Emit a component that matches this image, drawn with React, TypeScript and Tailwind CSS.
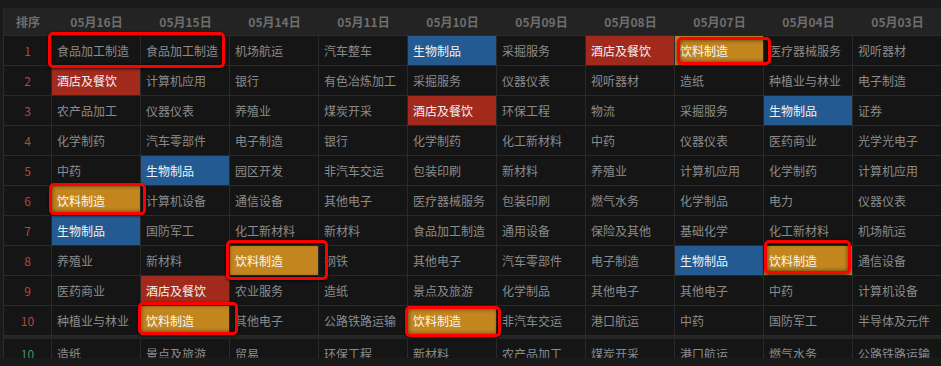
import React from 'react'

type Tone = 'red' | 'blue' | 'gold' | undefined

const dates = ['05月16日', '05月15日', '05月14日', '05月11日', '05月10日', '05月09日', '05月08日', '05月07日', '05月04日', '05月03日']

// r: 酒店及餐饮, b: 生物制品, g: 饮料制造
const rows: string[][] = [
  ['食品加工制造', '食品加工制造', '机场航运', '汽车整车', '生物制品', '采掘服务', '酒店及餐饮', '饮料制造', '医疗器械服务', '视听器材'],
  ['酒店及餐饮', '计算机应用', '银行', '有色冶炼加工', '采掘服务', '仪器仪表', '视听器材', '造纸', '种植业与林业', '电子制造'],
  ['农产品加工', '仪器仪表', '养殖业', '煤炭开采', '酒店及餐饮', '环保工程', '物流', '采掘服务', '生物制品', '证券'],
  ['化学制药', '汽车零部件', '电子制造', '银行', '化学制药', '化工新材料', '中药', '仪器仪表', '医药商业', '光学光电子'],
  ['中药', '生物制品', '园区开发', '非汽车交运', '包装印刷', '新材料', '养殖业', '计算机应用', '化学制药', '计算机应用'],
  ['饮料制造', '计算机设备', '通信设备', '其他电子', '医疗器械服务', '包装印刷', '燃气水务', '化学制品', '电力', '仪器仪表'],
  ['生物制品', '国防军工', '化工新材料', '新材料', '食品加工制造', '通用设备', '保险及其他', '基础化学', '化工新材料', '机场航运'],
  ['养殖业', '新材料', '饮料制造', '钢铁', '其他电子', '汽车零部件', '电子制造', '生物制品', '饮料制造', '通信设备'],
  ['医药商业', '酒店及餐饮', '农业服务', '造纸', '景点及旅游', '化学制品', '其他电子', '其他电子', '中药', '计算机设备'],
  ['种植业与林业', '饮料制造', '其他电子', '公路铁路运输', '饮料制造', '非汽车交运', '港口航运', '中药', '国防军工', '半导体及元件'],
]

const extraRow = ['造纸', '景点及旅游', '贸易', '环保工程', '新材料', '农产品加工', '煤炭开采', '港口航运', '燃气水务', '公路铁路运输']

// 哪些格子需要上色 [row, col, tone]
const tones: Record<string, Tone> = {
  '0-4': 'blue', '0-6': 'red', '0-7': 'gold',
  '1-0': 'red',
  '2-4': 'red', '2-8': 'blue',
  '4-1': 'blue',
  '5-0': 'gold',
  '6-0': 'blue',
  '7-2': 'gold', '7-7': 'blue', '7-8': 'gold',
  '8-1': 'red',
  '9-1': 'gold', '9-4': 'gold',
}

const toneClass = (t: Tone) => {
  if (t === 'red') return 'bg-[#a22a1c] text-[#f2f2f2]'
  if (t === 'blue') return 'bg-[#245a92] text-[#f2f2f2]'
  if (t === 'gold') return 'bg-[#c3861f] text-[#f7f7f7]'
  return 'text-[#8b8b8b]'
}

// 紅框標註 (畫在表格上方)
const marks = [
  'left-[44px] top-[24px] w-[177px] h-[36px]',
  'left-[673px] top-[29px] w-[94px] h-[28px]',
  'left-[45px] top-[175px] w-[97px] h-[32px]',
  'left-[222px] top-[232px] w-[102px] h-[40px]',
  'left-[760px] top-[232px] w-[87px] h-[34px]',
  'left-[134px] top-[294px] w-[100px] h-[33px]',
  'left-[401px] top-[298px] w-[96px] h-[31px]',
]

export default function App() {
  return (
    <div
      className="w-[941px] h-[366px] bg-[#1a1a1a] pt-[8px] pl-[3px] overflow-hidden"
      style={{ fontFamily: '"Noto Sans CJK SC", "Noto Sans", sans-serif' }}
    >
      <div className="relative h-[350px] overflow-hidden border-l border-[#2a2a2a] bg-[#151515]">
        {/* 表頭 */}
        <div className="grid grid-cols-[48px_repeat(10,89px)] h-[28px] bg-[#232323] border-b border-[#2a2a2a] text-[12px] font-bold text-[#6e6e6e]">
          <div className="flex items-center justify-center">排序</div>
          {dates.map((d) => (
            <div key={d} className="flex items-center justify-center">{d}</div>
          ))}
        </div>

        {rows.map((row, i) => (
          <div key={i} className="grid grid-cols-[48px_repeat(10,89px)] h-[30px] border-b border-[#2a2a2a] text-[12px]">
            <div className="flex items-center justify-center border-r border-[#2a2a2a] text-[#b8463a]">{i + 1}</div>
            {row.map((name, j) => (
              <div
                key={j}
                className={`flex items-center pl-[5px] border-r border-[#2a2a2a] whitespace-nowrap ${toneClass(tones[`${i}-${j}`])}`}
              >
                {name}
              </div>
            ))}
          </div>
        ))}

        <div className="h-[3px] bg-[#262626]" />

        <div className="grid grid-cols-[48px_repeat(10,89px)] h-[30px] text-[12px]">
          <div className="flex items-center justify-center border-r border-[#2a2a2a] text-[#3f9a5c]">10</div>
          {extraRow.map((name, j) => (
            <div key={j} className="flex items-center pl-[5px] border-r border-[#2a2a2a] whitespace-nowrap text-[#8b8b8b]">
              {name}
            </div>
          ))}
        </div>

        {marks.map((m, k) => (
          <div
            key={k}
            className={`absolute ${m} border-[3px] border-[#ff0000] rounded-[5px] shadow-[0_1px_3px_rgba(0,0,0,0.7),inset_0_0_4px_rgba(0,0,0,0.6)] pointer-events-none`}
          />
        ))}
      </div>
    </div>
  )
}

-=-=-

| Do this |
Without including any picture, repeat the data exactly.

| Written solution |
Emit a component that matches this image, drawn with React, TypeScript and Tailwind CSS.
import React from 'react'

type Tone = 'red' | 'blue' | 'gold' | undefined

const dates = ['05月16日', '05月15日', '05月14日', '05月11日', '05月10日', '05月09日', '05月08日', '05月07日', '05月04日', '05月03日']

// r: 酒店及餐饮, b: 生物制品, g: 饮料制造
const rows: string[][] = [
  ['食品加工制造', '食品加工制造', '机场航运', '汽车整车', '生物制品', '采掘服务', '酒店及餐饮', '饮料制造', '医疗器械服务', '视听器材'],
  ['酒店及餐饮', '计算机应用', '银行', '有色冶炼加工', '采掘服务', '仪器仪表', '视听器材', '造纸', '种植业与林业', '电子制造'],
  ['农产品加工', '仪器仪表', '养殖业', '煤炭开采', '酒店及餐饮', '环保工程', '物流', '采掘服务', '生物制品', '证券'],
  ['化学制药', '汽车零部件', '电子制造', '银行', '化学制药', '化工新材料', '中药', '仪器仪表', '医药商业', '光学光电子'],
  ['中药', '生物制品', '园区开发', '非汽车交运', '包装印刷', '新材料', '养殖业', '计算机应用', '化学制药', '计算机应用'],
  ['饮料制造', '计算机设备', '通信设备', '其他电子', '医疗器械服务', '包装印刷', '燃气水务', '化学制品', '电力', '仪器仪表'],
  ['生物制品', '国防军工', '化工新材料', '新材料', '食品加工制造', '通用设备', '保险及其他', '基础化学', '化工新材料', '机场航运'],
  ['养殖业', '新材料', '饮料制造', '钢铁', '其他电子', '汽车零部件', '电子制造', '生物制品', '饮料制造', '通信设备'],
  ['医药商业', '酒店及餐饮', '农业服务', '造纸', '景点及旅游', '化学制品', '其他电子', '其他电子', '中药', '计算机设备'],
  ['种植业与林业', '饮料制造', '其他电子', '公路铁路运输', '饮料制造', '非汽车交运', '港口航运', '中药', '国防军工', '半导体及元件'],
]

const extraRow = ['造纸', '景点及旅游', '贸易', '环保工程', '新材料', '农产品加工', '煤炭开采', '港口航运', '燃气水务', '公路铁路运输']

// 哪些格子需要上色 [row, col, tone]
const tones: Record<string, Tone> = {
  '0-4': 'blue', '0-6': 'red', '0-7': 'gold',
  '1-0': 'red',
  '2-4': 'red', '2-8': 'blue',
  '4-1': 'blue',
  '5-0': 'gold',
  '6-0': 'blue',
  '7-2': 'gold', '7-7': 'blue', '7-8': 'gold',
  '8-1': 'red',
  '9-1': 'gold', '9-4': 'gold',
}

const toneClass = (t: Tone) => {
  if (t === 'red') return 'bg-[#a22a1c] text-[#f2f2f2]'
  if (t === 'blue') return 'bg-[#245a92] text-[#f2f2f2]'
  if (t === 'gold') return 'bg-[#c3861f] text-[#f7f7f7]'
  return 'text-[#8b8b8b]'
}

// 紅框標註 (畫在表格上方)
const marks = [
  'left-[44px] top-[24px] w-[177px] h-[36px]',
  'left-[673px] top-[29px] w-[94px] h-[28px]',
  'left-[45px] top-[175px] w-[97px] h-[32px]',
  'left-[222px] top-[232px] w-[102px] h-[40px]',
  'left-[760px] top-[232px] w-[87px] h-[34px]',
  'left-[134px] top-[294px] w-[100px] h-[33px]',
  'left-[401px] top-[298px] w-[96px] h-[31px]',
]

export default function App() {
  return (
    <div
      className="w-[941px] h-[366px] bg-[#1a1a1a] pt-[8px] pl-[3px] overflow-hidden"
      style={{ fontFamily: '"Noto Sans CJK SC", "Noto Sans", sans-serif' }}
    >
      <div className="relative h-[350px] overflow-hidden border-l border-[#2a2a2a] bg-[#151515]">
        {/* 表頭 */}
        <div className="grid grid-cols-[48px_repeat(10,89px)] h-[28px] bg-[#232323] border-b border-[#2a2a2a] text-[12px] font-bold text-[#6e6e6e]">
          <div className="flex items-center justify-center">排序</div>
          {dates.map((d) => (
            <div key={d} className="flex items-center justify-center">{d}</div>
          ))}
        </div>

        {rows.map((row, i) => (
          <div key={i} className="grid grid-cols-[48px_repeat(10,89px)] h-[30px] border-b border-[#2a2a2a] text-[12px]">
            <div className="flex items-center justify-center border-r border-[#2a2a2a] text-[#b8463a]">{i + 1}</div>
            {row.map((name, j) => (
              <div
                key={j}
                className={`flex items-center pl-[5px] border-r border-[#2a2a2a] whitespace-nowrap ${toneClass(tones[`${i}-${j}`])}`}
              >
                {name}
              </div>
            ))}
          </div>
        ))}

        <div className="h-[3px] bg-[#262626]" />

        <div className="grid grid-cols-[48px_repeat(10,89px)] h-[30px] text-[12px]">
          <div className="flex items-center justify-center border-r border-[#2a2a2a] text-[#3f9a5c]">10</div>
          {extraRow.map((name, j) => (
            <div key={j} className="flex items-center pl-[5px] border-r border-[#2a2a2a] whitespace-nowrap text-[#8b8b8b]">
              {name}
            </div>
          ))}
        </div>

        {marks.map((m, k) => (
          <div
            key={k}
            className={`absolute ${m} border-[3px] border-[#ff0000] rounded-[5px] shadow-[0_1px_3px_rgba(0,0,0,0.7),inset_0_0_4px_rgba(0,0,0,0.6)] pointer-events-none`}
          />
        ))}
      </div>
    </div>
  )
}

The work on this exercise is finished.